Winning Ugly is about winning today, tomorrow, next week, next month, next year. Winning Ugly is not about winning at all costs; it is not winning by cheating or playing fast and loose with the truth. It's about being authentic, transparent, passionate and stripped down to the essentials -- winning naked, if you like. As I say, ugly!
"Winning Ugly" demands new skills and dumps some old ones. It's time to:
FACE THE TRUTH. It might be ugly and it might hurt, but be brave. Pepsi faced the truth about its Tropicana-packaging redesign: People didn't like it. A sales drop of 20% is ugly, but it focuses the mind. Tropicana is back in the surprisingly loved and familiar pack.
ACT FAST AND ACT DECISIVELY. Leave the loose ends dangling and keep moving. John Chambers of Cisco said, "Without exception, all my biggest mistakes occurred because I moved too slowly." This is a man who, after the 2001 dot-com bust, laid off thousands, slashed product lines and transformed the organization. Even if it's ugly, act fast.
REFRAME, REFRAME, REFRAME. Wrench yourself out of the familiar and predictable. OK, our hard-won expertise may look ugly once it's ripped apart, but that's how to see what worked and what didn't. If we don't reframe, consumers will. Starbucks has struggled to escape the "$4 cup of coffee" frame -- even though half the chain's beverages cost less than $3, and one-third cost less than $2.
CONTROL WHAT'S CONTROLLABLE. Refuse to be paralyzed by the unknown. If it's beyond your control, let it go. Walmart attracts three to four tweets a minute, and they're not all compliments. Execs there know they can't control Twitter, so they let it go and use it as a valuable listening post.
MEASURE ONLY WHAT MATTERS. And do it fast. Gaps in your research may feel ugly, but stop feeding what Kim Dedeker of Procter & Gamble calls "the metrics monster."
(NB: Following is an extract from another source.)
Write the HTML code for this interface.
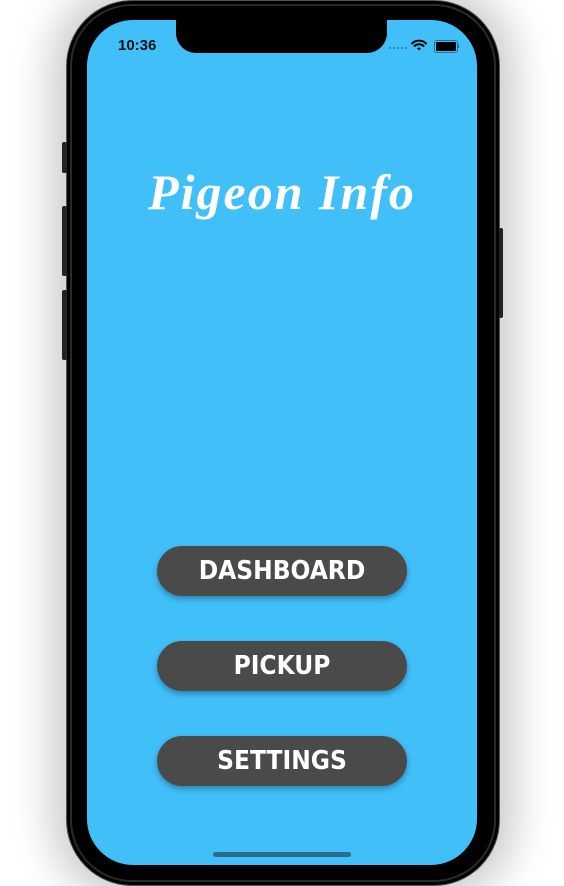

STICK TOGETHER. Create teams that don't fit into a box in the org plan. It looks ugly, but it can accelerate performance, flexibility, results.
ADOPT THE THREE-DAY RULE: one day to identify the problem, one day to send the solution upstairs for approval and one day to put it into action. It ain't pretty, and it ain't always fun, but it will Win Ugly.
ELIMINATE COST AND WASTE. This is always ugly, but it's an opportunity, too. What you eliminate now has more impact on the bottom line than what you add and certainly more than what you offer as a price reduction. By my calculations, to make up for a 5% price reduction, you need a 19% increase in sales. That's not happening anytime soon.